SET PROBLEM ▸ Note each line of the listing that contains the string "React", and copy it.

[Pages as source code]
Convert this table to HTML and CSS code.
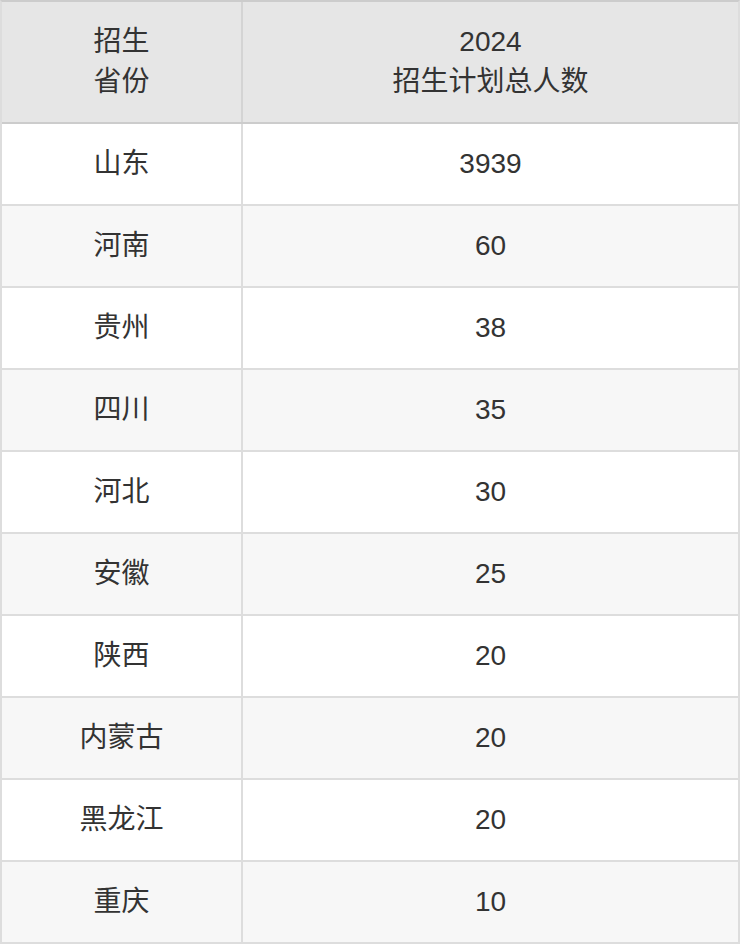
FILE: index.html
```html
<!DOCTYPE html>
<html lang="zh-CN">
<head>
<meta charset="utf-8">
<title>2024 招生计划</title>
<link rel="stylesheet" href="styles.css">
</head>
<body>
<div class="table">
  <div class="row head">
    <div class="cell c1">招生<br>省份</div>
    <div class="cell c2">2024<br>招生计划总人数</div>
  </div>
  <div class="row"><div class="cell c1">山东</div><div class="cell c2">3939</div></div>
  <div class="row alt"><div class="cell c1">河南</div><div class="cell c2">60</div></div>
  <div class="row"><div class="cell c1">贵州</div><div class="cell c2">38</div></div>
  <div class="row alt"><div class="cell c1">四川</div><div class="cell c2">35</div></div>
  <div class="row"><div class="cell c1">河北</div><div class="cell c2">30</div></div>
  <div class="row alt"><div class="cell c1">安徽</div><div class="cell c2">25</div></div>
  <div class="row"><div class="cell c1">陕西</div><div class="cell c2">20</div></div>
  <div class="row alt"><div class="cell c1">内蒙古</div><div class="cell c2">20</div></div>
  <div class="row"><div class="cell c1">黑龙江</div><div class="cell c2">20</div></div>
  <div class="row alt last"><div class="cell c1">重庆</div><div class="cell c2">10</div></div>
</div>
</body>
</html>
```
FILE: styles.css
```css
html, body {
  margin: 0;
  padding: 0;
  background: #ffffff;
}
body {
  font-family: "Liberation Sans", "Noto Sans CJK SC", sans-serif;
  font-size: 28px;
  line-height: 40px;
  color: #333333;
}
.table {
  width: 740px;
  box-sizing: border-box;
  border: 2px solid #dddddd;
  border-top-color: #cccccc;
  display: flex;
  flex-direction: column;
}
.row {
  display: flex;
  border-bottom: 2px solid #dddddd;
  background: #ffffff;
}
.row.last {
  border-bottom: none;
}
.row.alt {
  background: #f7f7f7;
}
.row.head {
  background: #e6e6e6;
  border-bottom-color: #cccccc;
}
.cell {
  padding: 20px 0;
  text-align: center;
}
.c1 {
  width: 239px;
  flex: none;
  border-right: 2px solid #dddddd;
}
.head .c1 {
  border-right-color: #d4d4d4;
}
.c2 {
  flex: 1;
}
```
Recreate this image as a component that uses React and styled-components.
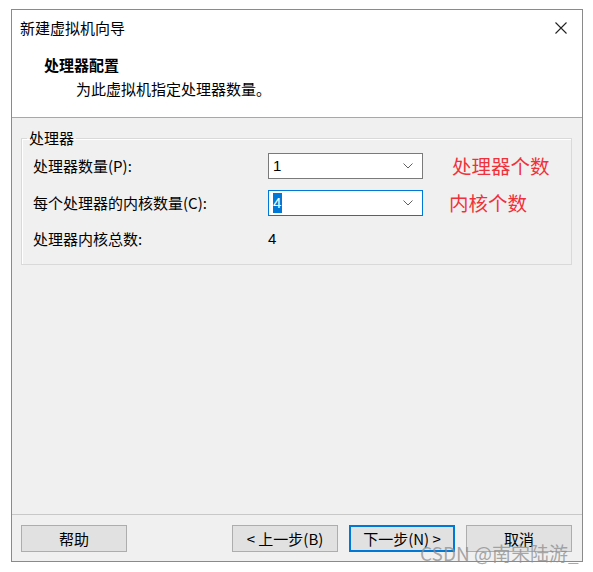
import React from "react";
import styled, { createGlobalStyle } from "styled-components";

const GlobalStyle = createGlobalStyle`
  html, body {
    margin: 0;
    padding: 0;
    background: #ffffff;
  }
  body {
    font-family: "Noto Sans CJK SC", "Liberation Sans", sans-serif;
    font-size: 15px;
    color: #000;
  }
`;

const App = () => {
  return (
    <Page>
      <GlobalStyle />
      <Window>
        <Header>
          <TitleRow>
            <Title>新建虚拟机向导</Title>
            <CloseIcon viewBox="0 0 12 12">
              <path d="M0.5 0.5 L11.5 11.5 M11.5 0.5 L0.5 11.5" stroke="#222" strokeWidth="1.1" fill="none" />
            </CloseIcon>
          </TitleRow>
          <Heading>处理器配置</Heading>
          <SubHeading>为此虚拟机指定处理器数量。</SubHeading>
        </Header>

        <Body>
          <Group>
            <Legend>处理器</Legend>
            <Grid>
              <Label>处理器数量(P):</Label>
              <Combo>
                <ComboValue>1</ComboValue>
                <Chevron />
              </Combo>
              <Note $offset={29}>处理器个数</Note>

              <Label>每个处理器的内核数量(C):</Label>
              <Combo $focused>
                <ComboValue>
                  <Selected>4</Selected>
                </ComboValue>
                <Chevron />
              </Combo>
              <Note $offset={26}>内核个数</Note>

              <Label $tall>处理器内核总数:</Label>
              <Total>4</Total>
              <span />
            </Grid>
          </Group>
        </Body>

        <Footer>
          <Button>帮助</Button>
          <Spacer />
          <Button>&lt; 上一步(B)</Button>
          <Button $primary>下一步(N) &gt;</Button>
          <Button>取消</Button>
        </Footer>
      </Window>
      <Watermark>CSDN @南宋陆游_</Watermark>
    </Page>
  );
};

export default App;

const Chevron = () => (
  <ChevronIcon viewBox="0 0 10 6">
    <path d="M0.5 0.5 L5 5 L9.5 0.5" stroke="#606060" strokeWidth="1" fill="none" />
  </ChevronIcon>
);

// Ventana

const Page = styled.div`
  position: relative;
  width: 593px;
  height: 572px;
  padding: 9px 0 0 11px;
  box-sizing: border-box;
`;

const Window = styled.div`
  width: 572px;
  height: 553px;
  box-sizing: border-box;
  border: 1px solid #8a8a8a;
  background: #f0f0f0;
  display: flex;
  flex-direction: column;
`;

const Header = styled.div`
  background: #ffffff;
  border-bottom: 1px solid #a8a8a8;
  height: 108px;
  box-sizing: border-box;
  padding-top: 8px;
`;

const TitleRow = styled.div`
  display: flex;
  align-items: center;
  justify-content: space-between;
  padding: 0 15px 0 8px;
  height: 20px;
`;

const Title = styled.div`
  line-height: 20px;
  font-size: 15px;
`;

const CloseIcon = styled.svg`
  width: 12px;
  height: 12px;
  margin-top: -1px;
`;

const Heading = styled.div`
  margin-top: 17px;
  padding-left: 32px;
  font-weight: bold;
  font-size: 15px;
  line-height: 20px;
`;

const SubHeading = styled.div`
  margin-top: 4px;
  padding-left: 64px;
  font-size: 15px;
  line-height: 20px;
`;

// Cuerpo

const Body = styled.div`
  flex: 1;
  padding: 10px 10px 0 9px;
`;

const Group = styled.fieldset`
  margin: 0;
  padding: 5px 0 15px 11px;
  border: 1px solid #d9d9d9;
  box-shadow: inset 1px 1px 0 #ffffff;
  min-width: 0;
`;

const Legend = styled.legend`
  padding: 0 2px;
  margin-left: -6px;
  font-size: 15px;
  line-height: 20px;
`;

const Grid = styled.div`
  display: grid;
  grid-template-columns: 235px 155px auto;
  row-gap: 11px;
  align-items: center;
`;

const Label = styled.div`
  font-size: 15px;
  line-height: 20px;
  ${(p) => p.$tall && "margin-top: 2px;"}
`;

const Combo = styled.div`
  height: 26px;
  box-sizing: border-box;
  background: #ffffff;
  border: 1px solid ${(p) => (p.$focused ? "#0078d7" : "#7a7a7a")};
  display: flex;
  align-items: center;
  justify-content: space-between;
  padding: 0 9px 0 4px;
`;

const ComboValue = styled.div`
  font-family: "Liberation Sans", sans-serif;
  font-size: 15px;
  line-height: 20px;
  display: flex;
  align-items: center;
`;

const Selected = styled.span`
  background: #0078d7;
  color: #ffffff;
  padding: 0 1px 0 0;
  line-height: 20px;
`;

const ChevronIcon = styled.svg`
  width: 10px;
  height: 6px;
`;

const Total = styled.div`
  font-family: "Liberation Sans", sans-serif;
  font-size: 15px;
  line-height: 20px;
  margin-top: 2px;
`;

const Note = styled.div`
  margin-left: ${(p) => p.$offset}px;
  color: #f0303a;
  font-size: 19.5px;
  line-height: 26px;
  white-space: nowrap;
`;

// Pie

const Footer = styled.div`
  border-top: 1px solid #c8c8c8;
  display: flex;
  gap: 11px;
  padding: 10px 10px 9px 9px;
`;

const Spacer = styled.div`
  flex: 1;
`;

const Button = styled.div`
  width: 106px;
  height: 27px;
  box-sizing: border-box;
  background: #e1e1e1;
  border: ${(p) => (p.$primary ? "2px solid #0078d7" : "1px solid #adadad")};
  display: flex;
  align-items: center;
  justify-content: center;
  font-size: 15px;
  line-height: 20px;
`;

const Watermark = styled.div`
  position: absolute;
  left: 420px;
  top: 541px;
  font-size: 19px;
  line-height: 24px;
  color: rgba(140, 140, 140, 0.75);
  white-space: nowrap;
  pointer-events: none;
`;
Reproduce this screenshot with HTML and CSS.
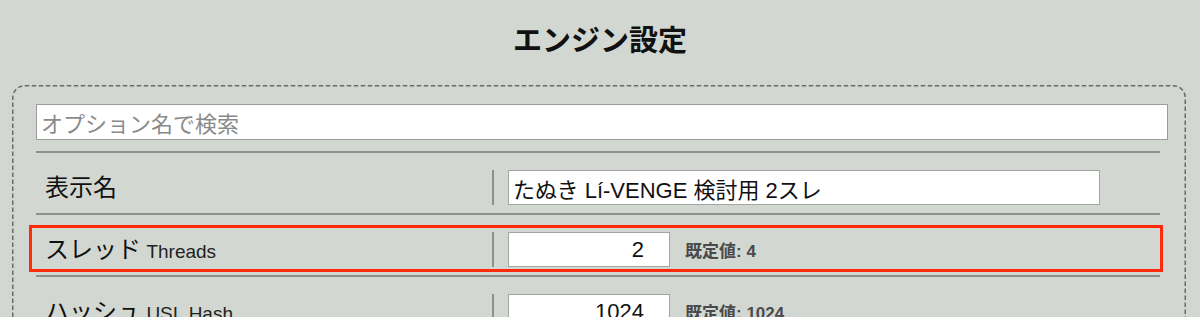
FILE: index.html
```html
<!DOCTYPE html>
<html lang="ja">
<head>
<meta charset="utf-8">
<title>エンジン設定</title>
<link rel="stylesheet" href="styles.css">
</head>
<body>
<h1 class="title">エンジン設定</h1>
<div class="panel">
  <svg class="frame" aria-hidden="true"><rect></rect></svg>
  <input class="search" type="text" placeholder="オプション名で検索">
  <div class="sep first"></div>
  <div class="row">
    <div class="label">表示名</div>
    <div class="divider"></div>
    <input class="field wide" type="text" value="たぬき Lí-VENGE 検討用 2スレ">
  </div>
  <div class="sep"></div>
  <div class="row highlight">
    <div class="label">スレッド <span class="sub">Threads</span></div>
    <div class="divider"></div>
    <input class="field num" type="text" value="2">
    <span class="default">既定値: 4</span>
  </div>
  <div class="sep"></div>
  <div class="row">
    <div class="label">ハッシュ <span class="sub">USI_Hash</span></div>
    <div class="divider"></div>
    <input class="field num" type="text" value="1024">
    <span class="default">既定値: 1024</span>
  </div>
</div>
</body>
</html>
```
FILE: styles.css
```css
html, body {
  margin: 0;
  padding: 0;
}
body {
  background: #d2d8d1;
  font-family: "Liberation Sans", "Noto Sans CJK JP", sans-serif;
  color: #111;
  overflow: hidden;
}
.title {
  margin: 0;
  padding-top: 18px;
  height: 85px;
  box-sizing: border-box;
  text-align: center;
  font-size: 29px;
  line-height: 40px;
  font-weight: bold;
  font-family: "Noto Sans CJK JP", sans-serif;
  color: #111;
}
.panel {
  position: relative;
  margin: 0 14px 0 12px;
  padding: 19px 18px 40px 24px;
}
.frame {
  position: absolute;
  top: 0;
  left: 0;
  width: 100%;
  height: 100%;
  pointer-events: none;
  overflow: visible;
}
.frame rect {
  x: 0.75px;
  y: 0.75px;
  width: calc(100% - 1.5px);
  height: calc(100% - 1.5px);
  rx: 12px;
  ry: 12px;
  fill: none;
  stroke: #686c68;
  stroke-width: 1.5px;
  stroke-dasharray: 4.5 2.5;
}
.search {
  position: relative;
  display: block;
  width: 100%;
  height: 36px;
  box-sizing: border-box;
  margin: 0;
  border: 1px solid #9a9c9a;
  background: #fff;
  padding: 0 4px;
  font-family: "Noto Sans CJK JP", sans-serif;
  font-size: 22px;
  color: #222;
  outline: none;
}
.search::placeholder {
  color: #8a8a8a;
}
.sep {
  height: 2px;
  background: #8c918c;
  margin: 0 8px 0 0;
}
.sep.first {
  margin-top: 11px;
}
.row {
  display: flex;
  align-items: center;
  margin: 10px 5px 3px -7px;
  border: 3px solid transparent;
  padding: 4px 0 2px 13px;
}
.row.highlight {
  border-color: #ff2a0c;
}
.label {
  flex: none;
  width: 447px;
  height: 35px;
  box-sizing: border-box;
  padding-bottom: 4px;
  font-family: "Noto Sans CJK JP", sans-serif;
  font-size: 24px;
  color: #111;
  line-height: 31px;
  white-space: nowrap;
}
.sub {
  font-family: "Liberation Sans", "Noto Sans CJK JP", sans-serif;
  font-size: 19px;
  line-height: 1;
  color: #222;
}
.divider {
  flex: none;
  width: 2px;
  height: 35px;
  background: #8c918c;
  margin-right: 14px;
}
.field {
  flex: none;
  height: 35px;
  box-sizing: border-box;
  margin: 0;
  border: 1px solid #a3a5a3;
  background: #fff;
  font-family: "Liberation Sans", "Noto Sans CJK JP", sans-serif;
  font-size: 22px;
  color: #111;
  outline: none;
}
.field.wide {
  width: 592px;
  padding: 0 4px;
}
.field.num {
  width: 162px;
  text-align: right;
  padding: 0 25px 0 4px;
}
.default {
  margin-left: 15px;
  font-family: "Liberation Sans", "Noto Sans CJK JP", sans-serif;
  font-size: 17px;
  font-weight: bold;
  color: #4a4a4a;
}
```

WRITTEN RESPONSE ▸
Recreate this image as a component that uses React and styled-components.
import React from "react";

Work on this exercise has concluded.